Gentiles Suspected Of Intent To Murder  

A second striking example of this phenomenon is an exchange of letters between Rabbi Shimon Wizer and a yeshiva student serving in the Israeli army (Niv Hamidrashiyah, vol. 11, pp. 29-31, and vol. 13, pp. 211-212).  The student had asked his teacher about the application of the concept of tohar haneshek (the purity of arms) to the Arab non-combatant population during wartime.  The rabbi struggles with the question of how to judge a Jew who murders a Gentile during peacetime, but proceeds to assert that "in any case, in time of war, one is obligated to kill."   He explains his conclusion by pointing to the talmudic principle that if one comes to kill you, you should arise and kill him first.   When applying the principle to Jews, Rabbi Wizer points out, it is valid only when there is firm reason

to believe that your attacker has murderous intentions.  However, the non-Jew in wartime "must always be judged as one who comes to kill you, except if it is otherwise clear that he has no malicious intent."  Rabbi Wizer insists that his view of tohar haneshek is the correct one according to halachah, and he laments the fact that the Israel Defense Forces have accepted the Gentile meaning of the term, thus forcing them to suffer unnecessary casualties. 

In response to his rabbi's answer, the soldier concludes in his letter that "during wartime I am permitted, and even obligated, to kill every Arab man and woman who happen across my way. I am obligated to kill them even if this leads to complications with the military code."  Concerned that so many children are misled by the "rationality" that is so prevalent in Israeli society, the soldier urges that this concept of tohar haneshek be taught in Israeli schools, especially the religious ones. 

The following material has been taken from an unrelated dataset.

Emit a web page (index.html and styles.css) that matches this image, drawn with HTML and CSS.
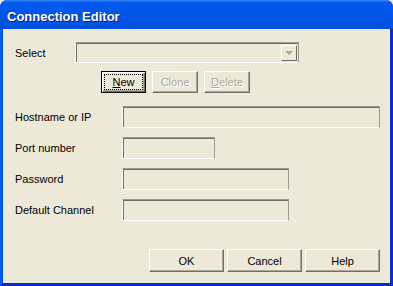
FILE: index.html
```html
<!DOCTYPE html>
<html lang="en">
<head>
    <meta charset="UTF-8">
    <title>Connection Editor</title>
    <link rel="stylesheet" href="styles.css">
</head>
<body>
    <div class="window">
        <div class="titlebar">Connection Editor</div>
        <div class="client">
            <div class="row-select">
                <span class="label label-select">Select</span>
                <div class="combo"><span class="combo-btn"><span class="arrow"></span></span></div>
            </div>
            <div class="actions">
                <button class="btn btn-default"><span class="focus"><u>N</u>ew</span></button>
                <button class="btn btn-disabled">Clone</button>
                <button class="btn btn-disabled"><u>D</u>elete</button>
            </div>
            <div class="form">
                <span class="label">Hostname or IP</span><div class="field field-wide"></div>
                <span class="label">Port number</span><div class="field field-short"></div>
                <span class="label">Password</span><div class="field field-mid"></div>
                <span class="label">Default Channel</span><div class="field field-mid"></div>
            </div>
            <div class="footer">
                <button class="btn btn-big">OK</button>
                <button class="btn btn-big">Cancel</button>
                <button class="btn btn-big">Help</button>
            </div>
        </div>
    </div>
</body>
</html>
```

FILE: styles.css
```css
body{
    margin: 0;
    background: #ece9d8;
    font-family: "Liberation Sans", Arial, sans-serif;
    font-size: 11px;
}
.window{
    width: 393px;
    height: 286px;
    box-sizing: border-box;
    background: #0054e3;
    border-radius: 7px 7px 0 0;
    border-left: 3px solid #0058ee;
    border-right: 3px solid #0a2fc4;
    border-bottom: 3px solid #0031c6;
    display: flex;
    flex-direction: column;
}
.titlebar{
    height: 29px;
    box-sizing: border-box;
    padding: 9px 0 0 7px;
    margin: 0 -3px;
    color: #fff;
    font-weight: bold;
    font-size: 13px;
    text-shadow: 1px 1px 0 #0a1e6e;
    background: linear-gradient(#3d8cf8 0, #0a5ef0 2px, #0058ee 6px, #0054e3 22px, #0050d8 29px);
    border-radius: 7px 7px 0 0;
}
.client{
    flex: 1;
    background: #ece9d8;
    padding: 13px 10px 0 12px;
    color: #000;
}
.row-select{
    display: flex;
    align-items: center;
    height: 21px;
}
.label-select{
    width: 60px;
}
.combo,.field{
    box-sizing: border-box;
    height: 22px;
    border: 1px solid;
    border-color: #9d9a8c #9d9a8c #fff #fff;
    box-shadow: inset 1px 1px 0 #716f64;
    background: #ece9d8;
}
.combo{
    width: 224px;
    height: 21px;
    display: flex;
    justify-content: flex-end;
    padding: 2px 1px 1px 2px;
}
.combo-btn{
    width: 16px;
    height: 16px;
    box-sizing: border-box;
    border: 1px solid;
    border-color: #fff #716f64 #716f64 #fff;
    display: flex;
    align-items: center;
    justify-content: center;
}
.arrow{
    width: 0;
    height: 0;
    border-left: 4px solid transparent;
    border-right: 4px solid transparent;
    border-top: 4px solid #aca899;
}
.actions{
    display: flex;
    gap: 6px;
    margin-top: 8px;
    padding-left: 86px;
}
.btn{
    box-sizing: border-box;
    height: 22px;
    width: 45px;
    padding: 0;
    font-family: inherit;
    font-size: 11px;
    color: #000;
    background: #ece9d8;
    border: 1px solid;
    border-color: #fff #716f64 #716f64 #fff;
    box-shadow: inset -1px -1px 0 #aca899;
}
.btn-default{
    border: 1px solid #000;
    box-shadow: inset 1px 1px 0 #fff, inset -1px -1px 0 #716f64, inset -2px -2px 0 #aca899;
    padding: 2px;
}
.focus{
    display: block;
    height: 100%;
    box-sizing: border-box;
    border: 1px dotted #000;
    line-height: 14px;
}
.btn-disabled{
    width: 46px;
    color: #aca899;
    text-shadow: 1px 1px 0 #fff;
}
.form{
    display: grid;
    grid-template-columns: 107px auto;
    align-items: center;
    row-gap: 9px;
    margin-top: 13px;
}
.field-wide{
    width: 258px;
}
.field-short{
    width: 93px;
}
.field-mid{
    width: 167px;
}
.footer{
    display: flex;
    gap: 3px;
    margin-top: 28px;
    padding-left: 134px;
}
.btn-big{
    width: 75px;
    height: 23px;
}
```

In a later defense of his position, Rabbi Wizer reaffirms his stand, and adduces as support an opinion by Rabbi Abraham Zemel which "arrived at a similar conclusion.”  Rabbi Zemel's views are also worthy of consideration.  They appeared in an article which was written while he served as Chief Military Rabbi of the Central Command, and which contains a halachic justification for the killing of non-Jewish civilians, including women and children, in time of war: "Thus they say, ‘And the best among the Gentiles thou shall kill,’ and one must never trust that a non-Jew will refrain from causing harm to our forces."  The Chief of Staff suppressed the article, but it later found its way into the secular press (Haolam Hazeh, no. 1915).

 

Proponents Of Racism Well-Known  

The proponents of these views are in some cases well-known and highly respected figures.  For example, Rabbi Eliezer Waldenberg, the winner of the 1976 Israel Prize, has contended that it is forbidden for non-Jews to live in Jerusalem: "I, for example, am for maintaining the law that forbids non-Jews from living in Jerusalem, and if we are to maintain this law in a proper fashion we would need to expel all non-Jews from Jerusalem.…In like manner, it is forbidden to us to permit non-Jews to be in a majority in any city among the cities of Israel (Haaretz, May 9, 1976). 

It would be terribly wrong to suggest that all or most members of Israel's Orthodox community support such ideas.  Surely, they do not.  A relative­ly small number of Gush Emunim members and sympathizers are responsible.  However, it must be stressed that these quotations are no longer simply isolated examples, and many more could be added to those offered above.  Even more distressing is the fact that with a few exceptions, the Orthodox establishment in Israel has remained silent in the face of these clumsy distortions of Jewish law.

 

Amnon Rubinstein Takes Exception 

The one public figure who has carefully catalogued these outrages and has attempted to bring them to the public's attention is Amnon Rubinstein, a law professor at Tel Aviv University and a member of the Knesset's moderate Shinui party.  Unfortunately, Rubinstein's efforts have gained little notice.  He is usually ignored or seen as an alarmist, while Gush Emunim supporters have vilified him as a Jew hater and an Arab ­lover.   He has remained undeterred, however, and has pointed out that not only do such voices bring Judaism into disrepute, but they also could create a dangerous mood which might have serious prac­tical consequences for the Arabs of Israel. 

Rubinstein is right, and the time has come for a concerted and forceful protest from the religious community, Orthodox and non-Orthodox, both in Israel and the Diaspora.   All those who cherish Torah must be anguished by its use as an instru­ment of racism.  Such sentiments are anti-Jewish, anti-Zionist, and an affront to the entire Jewish people.   We must condemn them now, clearly and unequivocally, before they begin to claim inno­cent victims.